:: DATA EXCERPT ::

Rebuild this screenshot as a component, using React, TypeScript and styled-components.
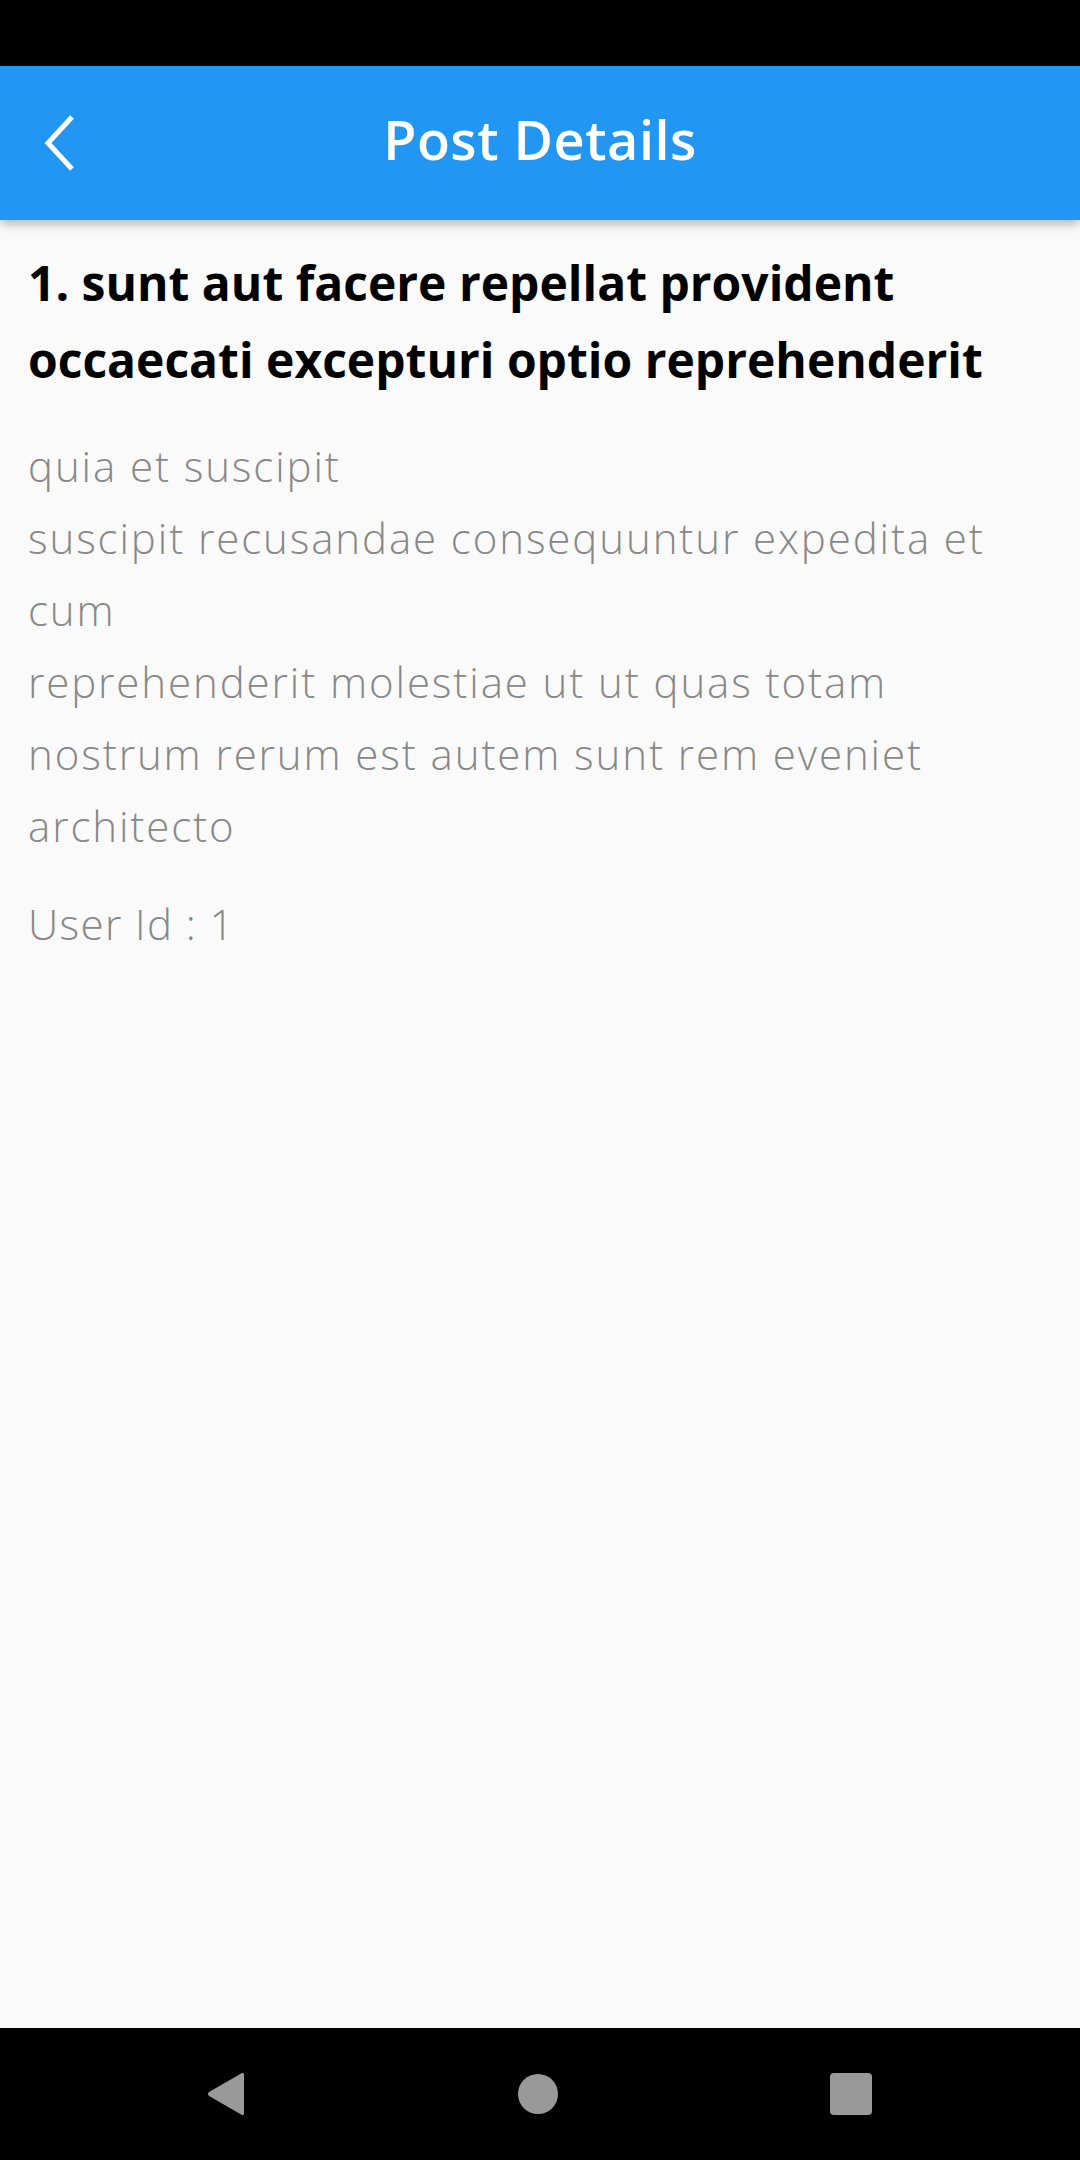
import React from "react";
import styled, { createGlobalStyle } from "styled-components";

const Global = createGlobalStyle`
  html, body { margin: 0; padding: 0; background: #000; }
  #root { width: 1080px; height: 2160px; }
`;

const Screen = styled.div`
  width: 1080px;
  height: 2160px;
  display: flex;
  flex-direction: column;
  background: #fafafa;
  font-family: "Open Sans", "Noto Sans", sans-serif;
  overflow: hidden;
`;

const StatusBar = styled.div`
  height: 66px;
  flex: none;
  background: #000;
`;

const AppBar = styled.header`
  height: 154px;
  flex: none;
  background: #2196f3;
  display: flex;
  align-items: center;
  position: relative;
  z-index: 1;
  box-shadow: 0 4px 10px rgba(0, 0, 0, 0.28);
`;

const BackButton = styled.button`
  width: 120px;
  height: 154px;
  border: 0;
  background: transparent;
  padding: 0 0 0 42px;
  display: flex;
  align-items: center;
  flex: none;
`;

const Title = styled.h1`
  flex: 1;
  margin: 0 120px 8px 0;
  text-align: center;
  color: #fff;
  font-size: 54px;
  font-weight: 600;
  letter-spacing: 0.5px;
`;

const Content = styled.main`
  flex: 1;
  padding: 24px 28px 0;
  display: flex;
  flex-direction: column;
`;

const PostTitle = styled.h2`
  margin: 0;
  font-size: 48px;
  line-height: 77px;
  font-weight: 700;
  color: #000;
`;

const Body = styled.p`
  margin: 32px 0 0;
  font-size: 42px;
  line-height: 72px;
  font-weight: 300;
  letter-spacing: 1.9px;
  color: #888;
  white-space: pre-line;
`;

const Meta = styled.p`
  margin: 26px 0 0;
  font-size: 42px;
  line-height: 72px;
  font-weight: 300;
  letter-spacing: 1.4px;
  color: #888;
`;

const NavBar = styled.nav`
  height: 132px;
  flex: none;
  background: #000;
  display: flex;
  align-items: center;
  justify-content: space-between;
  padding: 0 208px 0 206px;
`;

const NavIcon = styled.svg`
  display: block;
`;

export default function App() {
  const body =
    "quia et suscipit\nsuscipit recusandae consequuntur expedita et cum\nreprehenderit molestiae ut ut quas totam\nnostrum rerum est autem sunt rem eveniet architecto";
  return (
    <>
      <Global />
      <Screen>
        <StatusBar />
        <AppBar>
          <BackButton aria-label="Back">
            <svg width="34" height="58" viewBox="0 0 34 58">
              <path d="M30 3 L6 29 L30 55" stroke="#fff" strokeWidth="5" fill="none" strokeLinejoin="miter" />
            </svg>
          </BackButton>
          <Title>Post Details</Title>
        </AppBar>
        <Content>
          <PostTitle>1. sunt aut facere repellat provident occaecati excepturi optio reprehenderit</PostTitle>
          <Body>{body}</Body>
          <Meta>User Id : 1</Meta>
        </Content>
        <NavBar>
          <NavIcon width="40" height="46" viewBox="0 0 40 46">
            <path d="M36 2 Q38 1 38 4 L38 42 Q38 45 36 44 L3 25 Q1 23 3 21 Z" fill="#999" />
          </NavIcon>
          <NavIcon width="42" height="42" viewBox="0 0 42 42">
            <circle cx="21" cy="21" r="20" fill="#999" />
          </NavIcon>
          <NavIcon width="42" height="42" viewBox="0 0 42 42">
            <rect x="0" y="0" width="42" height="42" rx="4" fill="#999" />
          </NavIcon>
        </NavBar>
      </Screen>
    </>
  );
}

:::

PROBLEM REQUIREMENTS:
Give every line above again exactly, with no pictures.

THE OUTPUT:
Rebuild this screenshot as a component, using React, TypeScript and styled-components.
import React from "react";
import styled, { createGlobalStyle } from "styled-components";

const Global = createGlobalStyle`
  html, body { margin: 0; padding: 0; background: #000; }
  #root { width: 1080px; height: 2160px; }
`;

const Screen = styled.div`
  width: 1080px;
  height: 2160px;
  display: flex;
  flex-direction: column;
  background: #fafafa;
  font-family: "Open Sans", "Noto Sans", sans-serif;
  overflow: hidden;
`;

const StatusBar = styled.div`
  height: 66px;
  flex: none;
  background: #000;
`;

const AppBar = styled.header`
  height: 154px;
  flex: none;
  background: #2196f3;
  display: flex;
  align-items: center;
  position: relative;
  z-index: 1;
  box-shadow: 0 4px 10px rgba(0, 0, 0, 0.28);
`;

const BackButton = styled.button`
  width: 120px;
  height: 154px;
  border: 0;
  background: transparent;
  padding: 0 0 0 42px;
  display: flex;
  align-items: center;
  flex: none;
`;

const Title = styled.h1`
  flex: 1;
  margin: 0 120px 8px 0;
  text-align: center;
  color: #fff;
  font-size: 54px;
  font-weight: 600;
  letter-spacing: 0.5px;
`;

const Content = styled.main`
  flex: 1;
  padding: 24px 28px 0;
  display: flex;
  flex-direction: column;
`;

const PostTitle = styled.h2`
  margin: 0;
  font-size: 48px;
  line-height: 77px;
  font-weight: 700;
  color: #000;
`;

const Body = styled.p`
  margin: 32px 0 0;
  font-size: 42px;
  line-height: 72px;
  font-weight: 300;
  letter-spacing: 1.9px;
  color: #888;
  white-space: pre-line;
`;

const Meta = styled.p`
  margin: 26px 0 0;
  font-size: 42px;
  line-height: 72px;
  font-weight: 300;
  letter-spacing: 1.4px;
  color: #888;
`;

const NavBar = styled.nav`
  height: 132px;
  flex: none;
  background: #000;
  display: flex;
  align-items: center;
  justify-content: space-between;
  padding: 0 208px 0 206px;
`;

const NavIcon = styled.svg`
  display: block;
`;

export default function App() {
  const body =
    "quia et suscipit\nsuscipit recusandae consequuntur expedita et cum\nreprehenderit molestiae ut ut quas totam\nnostrum rerum est autem sunt rem eveniet architecto";
  return (
    <>
      <Global />
      <Screen>
        <StatusBar />
        <AppBar>
          <BackButton aria-label="Back">
            <svg width="34" height="58" viewBox="0 0 34 58">
              <path d="M30 3 L6 29 L30 55" stroke="#fff" strokeWidth="5" fill="none" strokeLinejoin="miter" />
            </svg>
          </BackButton>
          <Title>Post Details</Title>
        </AppBar>
        <Content>
          <PostTitle>1. sunt aut facere repellat provident occaecati excepturi optio reprehenderit</PostTitle>
          <Body>{body}</Body>
          <Meta>User Id : 1</Meta>
        </Content>
        <NavBar>
          <NavIcon width="40" height="46" viewBox="0 0 40 46">
            <path d="M36 2 Q38 1 38 4 L38 42 Q38 45 36 44 L3 25 Q1 23 3 21 Z" fill="#999" />
          </NavIcon>
          <NavIcon width="42" height="42" viewBox="0 0 42 42">
            <circle cx="21" cy="21" r="20" fill="#999" />
          </NavIcon>
          <NavIcon width="42" height="42" viewBox="0 0 42 42">
            <rect x="0" y="0" width="42" height="42" rx="4" fill="#999" />
          </NavIcon>
        </NavBar>
      </Screen>
    </>
  );
}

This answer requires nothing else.